Sessions 2000 is the fourteenth studio album by French electronic musician and composer Jean-Michel Jarre, released on Disques Dreyfus and distributed by Sony Music in 2002. On January 7, 2003 was released in US. Sessions 2000 featured Francis Rimbert, and was recorded at Croissy studio and later mixed at Square Prod studio by Joachim Garraud.
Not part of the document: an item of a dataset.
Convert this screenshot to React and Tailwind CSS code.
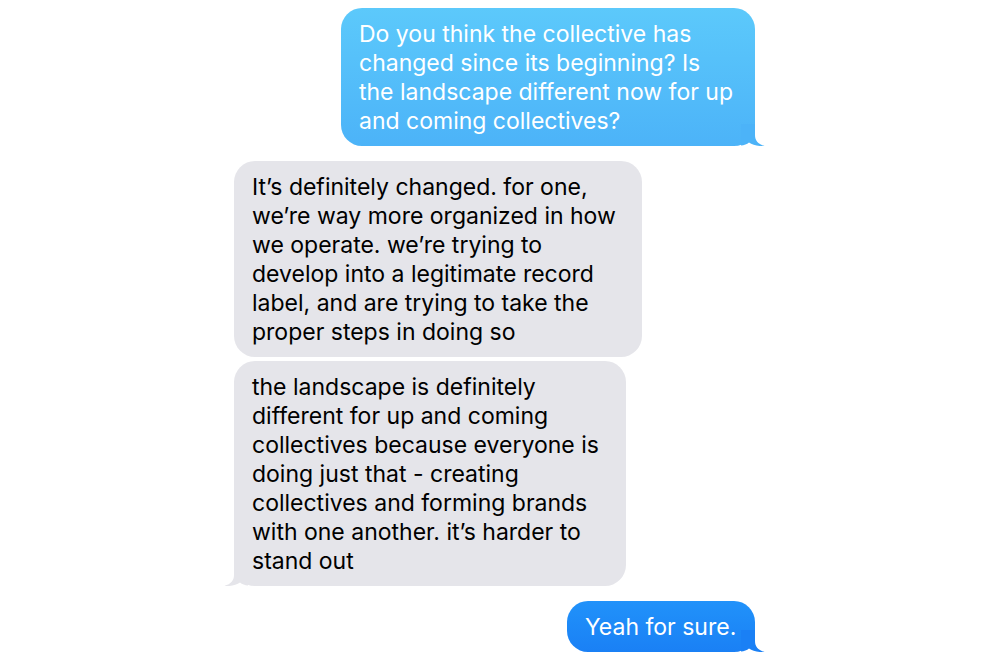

The album reached the 140th position in French charts.

Reception 

Billboard write that the "tracks all share a certain cinematic scope, which is not unusual for ambient tunes, but Jarre has put a good deal of effort into evoking a pensive, understated, jazz feel that, at times–particularly on “March”–is reminiscent of Miles Davis’ late work." Also added that "he's created a deeply nuanced soundscape that invites repeated listening".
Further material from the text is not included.